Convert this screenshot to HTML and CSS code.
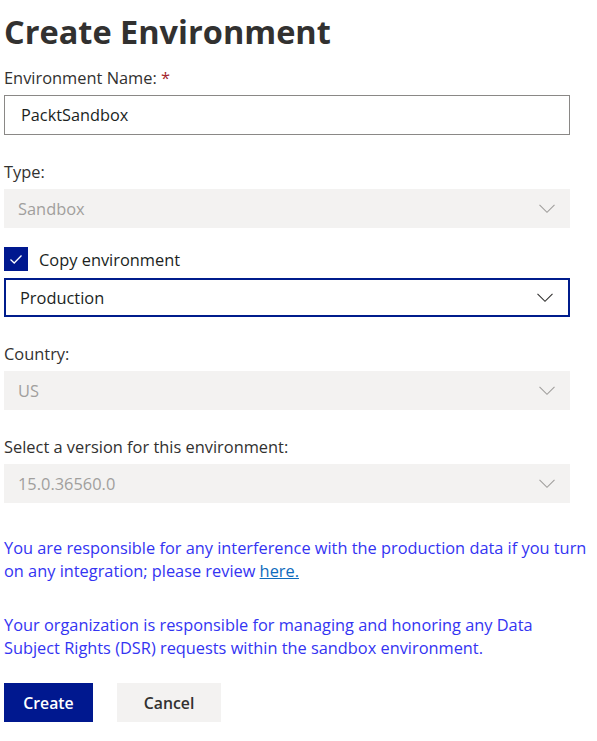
FILE: index.html
```html
<!DOCTYPE html>
<html lang="en">
<head>
<meta charset="utf-8">
<title>Create Environment</title>
<link rel="stylesheet" href="styles.css">
</head>
<body>
<main class="panel">
  <h1 class="title">Create Environment</h1>

  <div class="field field-first">
    <label class="label">Environment Name: <span class="req">*</span></label>
    <div class="input">PacktSandbox</div>
  </div>

  <div class="field">
    <label class="label">Type:</label>
    <div class="select disabled">
      <span>Sandbox</span>
      <svg class="chev" viewBox="0 0 16 10" width="16" height="10"><path d="M0.5 0.8 L8 8.3 L15.5 0.8" fill="none" stroke="currentColor" stroke-width="1.1"/></svg>
    </div>
  </div>

  <div class="check-row">
    <span class="checkbox">
      <svg viewBox="0 0 24 24" width="24" height="24"><path d="M6.5 12.5 L10.2 16 L17.5 8.5" fill="none" stroke="#fff" stroke-width="1.3"/></svg>
    </span>
    <span class="check-label">Copy environment</span>
  </div>
  <div class="select focused">
    <span>Production</span>
    <svg class="chev" viewBox="0 0 16 10" width="16" height="10"><path d="M0.5 0.8 L8 8.3 L15.5 0.8" fill="none" stroke="currentColor" stroke-width="1.1"/></svg>
  </div>

  <div class="field">
    <label class="label">Country:</label>
    <div class="select disabled">
      <span>US</span>
      <svg class="chev" viewBox="0 0 16 10" width="16" height="10"><path d="M0.5 0.8 L8 8.3 L15.5 0.8" fill="none" stroke="currentColor" stroke-width="1.1"/></svg>
    </div>
  </div>

  <div class="field">
    <label class="label">Select a version for this environment:</label>
    <div class="select disabled">
      <span>15.0.36560.0</span>
      <svg class="chev" viewBox="0 0 16 10" width="16" height="10"><path d="M0.5 0.8 L8 8.3 L15.5 0.8" fill="none" stroke="currentColor" stroke-width="1.1"/></svg>
    </div>
  </div>

  <p class="note note-first">You are responsible for any interference with the production data if you turn on any integration; please review <a class="link" href="#">here.</a></p>
  <p class="note note-narrow">Your organization is responsible for managing and honoring any Data Subject Rights (DSR) requests within the sandbox environment.</p>

  <div class="actions">
    <button class="btn primary">Create</button>
    <button class="btn secondary">Cancel</button>
  </div>
</main>
</body>
</html>
```
FILE: styles.css
```css
* { box-sizing: border-box; }
html, body { margin: 0; padding: 0; background: #fff; }
body {
  font-family: "Open Sans", "Noto Sans", "Liberation Sans", sans-serif;
  font-size: 16.4px;
  color: #323130;
}
.panel {
  padding: 12px 0 0 4px;
  width: 597px;
  display: flex;
  flex-direction: column;
}
.title {
  margin: 0;
  font-size: 32.5px;
  line-height: 40px;
  font-weight: 700;
  color: #323130;
  letter-spacing: 0;
}
.field { display: flex; flex-direction: column; margin-top: 27px; }
.field-first { margin-top: 16px; }
.label {
  line-height: 20px;
  height: 20px;
  margin-bottom: 7px;
  color: #323130;
}
.req { color: #a4262c; }
.input {
  width: 566px;
  height: 40px;
  border: 1px solid #8a8886;
  padding: 0 16px;
  display: flex;
  align-items: center;
  font-size: 16.3px;
  color: #201f1e;
}
.select {
  width: 566px;
  height: 39px;
  display: flex;
  align-items: center;
  justify-content: space-between;
  padding: 0 15px 0 14px;
}
.select.disabled { background: #f3f2f1; color: #a19f9d; }
.select.disabled .chev { color: #a19f9d; }
.select.focused {
  border: 2px solid #001c8c;
  padding-left: 14px;
  color: #201f1e;
  margin-top: 7px;
}
.select.focused .chev { color: #323130; }
.chev { display: block; }
.check-row {
  display: flex;
  align-items: center;
  margin-top: 19px;
  height: 24px;
}
.checkbox {
  width: 24px;
  height: 24px;
  background: #00188f;
  display: flex;
}
.check-label { margin-left: 11px; color: #201f1e; }
.note {
  margin: 31px 0 0 0;
  width: 593px;
  font-size: 16.35px;
  line-height: 23px;
  color: #3434f2;
}
.note-first { margin-top: 34px; }
.note-narrow { width: 560px; }
.link { color: #0f6cbd; text-decoration: underline; }
.actions { display: flex; gap: 24px; margin-top: 23px; }
.btn {
  height: 39px;
  border: 0;
  font-family: inherit;
  font-size: 15.8px;
  font-weight: 600;
  padding: 0;
}
.primary { width: 89px; background: #00188f; color: #fff; }
.secondary { width: 104px; background: #f3f2f1; color: #323130; }
```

§ **WHAT IS ASKED**
Extract every line of the data exactly; pictures stay out.

§ **EXPECTED OUTPUT**
Convert this screenshot to HTML and CSS code.
FILE: index.html
```html
<!DOCTYPE html>
<html lang="en">
<head>
<meta charset="utf-8">
<title>Create Environment</title>
<link rel="stylesheet" href="styles.css">
</head>
<body>
<main class="panel">
  <h1 class="title">Create Environment</h1>

  <div class="field field-first">
    <label class="label">Environment Name: <span class="req">*</span></label>
    <div class="input">PacktSandbox</div>
  </div>

  <div class="field">
    <label class="label">Type:</label>
    <div class="select disabled">
      <span>Sandbox</span>
      <svg class="chev" viewBox="0 0 16 10" width="16" height="10"><path d="M0.5 0.8 L8 8.3 L15.5 0.8" fill="none" stroke="currentColor" stroke-width="1.1"/></svg>
    </div>
  </div>

  <div class="check-row">
    <span class="checkbox">
      <svg viewBox="0 0 24 24" width="24" height="24"><path d="M6.5 12.5 L10.2 16 L17.5 8.5" fill="none" stroke="#fff" stroke-width="1.3"/></svg>
    </span>
    <span class="check-label">Copy environment</span>
  </div>
  <div class="select focused">
    <span>Production</span>
    <svg class="chev" viewBox="0 0 16 10" width="16" height="10"><path d="M0.5 0.8 L8 8.3 L15.5 0.8" fill="none" stroke="currentColor" stroke-width="1.1"/></svg>
  </div>

  <div class="field">
    <label class="label">Country:</label>
    <div class="select disabled">
      <span>US</span>
      <svg class="chev" viewBox="0 0 16 10" width="16" height="10"><path d="M0.5 0.8 L8 8.3 L15.5 0.8" fill="none" stroke="currentColor" stroke-width="1.1"/></svg>
    </div>
  </div>

  <div class="field">
    <label class="label">Select a version for this environment:</label>
    <div class="select disabled">
      <span>15.0.36560.0</span>
      <svg class="chev" viewBox="0 0 16 10" width="16" height="10"><path d="M0.5 0.8 L8 8.3 L15.5 0.8" fill="none" stroke="currentColor" stroke-width="1.1"/></svg>
    </div>
  </div>

  <p class="note note-first">You are responsible for any interference with the production data if you turn on any integration; please review <a class="link" href="#">here.</a></p>
  <p class="note note-narrow">Your organization is responsible for managing and honoring any Data Subject Rights (DSR) requests within the sandbox environment.</p>

  <div class="actions">
    <button class="btn primary">Create</button>
    <button class="btn secondary">Cancel</button>
  </div>
</main>
</body>
</html>
```
FILE: styles.css
```css
* { box-sizing: border-box; }
html, body { margin: 0; padding: 0; background: #fff; }
body {
  font-family: "Open Sans", "Noto Sans", "Liberation Sans", sans-serif;
  font-size: 16.4px;
  color: #323130;
}
.panel {
  padding: 12px 0 0 4px;
  width: 597px;
  display: flex;
  flex-direction: column;
}
.title {
  margin: 0;
  font-size: 32.5px;
  line-height: 40px;
  font-weight: 700;
  color: #323130;
  letter-spacing: 0;
}
.field { display: flex; flex-direction: column; margin-top: 27px; }
.field-first { margin-top: 16px; }
.label {
  line-height: 20px;
  height: 20px;
  margin-bottom: 7px;
  color: #323130;
}
.req { color: #a4262c; }
.input {
  width: 566px;
  height: 40px;
  border: 1px solid #8a8886;
  padding: 0 16px;
  display: flex;
  align-items: center;
  font-size: 16.3px;
  color: #201f1e;
}
.select {
  width: 566px;
  height: 39px;
  display: flex;
  align-items: center;
  justify-content: space-between;
  padding: 0 15px 0 14px;
}
.select.disabled { background: #f3f2f1; color: #a19f9d; }
.select.disabled .chev { color: #a19f9d; }
.select.focused {
  border: 2px solid #001c8c;
  padding-left: 14px;
  color: #201f1e;
  margin-top: 7px;
}
.select.focused .chev { color: #323130; }
.chev { display: block; }
.check-row {
  display: flex;
  align-items: center;
  margin-top: 19px;
  height: 24px;
}
.checkbox {
  width: 24px;
  height: 24px;
  background: #00188f;
  display: flex;
}
.check-label { margin-left: 11px; color: #201f1e; }
.note {
  margin: 31px 0 0 0;
  width: 593px;
  font-size: 16.35px;
  line-height: 23px;
  color: #3434f2;
}
.note-first { margin-top: 34px; }
.note-narrow { width: 560px; }
.link { color: #0f6cbd; text-decoration: underline; }
.actions { display: flex; gap: 24px; margin-top: 23px; }
.btn {
  height: 39px;
  border: 0;
  font-family: inherit;
  font-size: 15.8px;
  font-weight: 600;
  padding: 0;
}
.primary { width: 89px; background: #00188f; color: #fff; }
.secondary { width: 104px; background: #f3f2f1; color: #323130; }
```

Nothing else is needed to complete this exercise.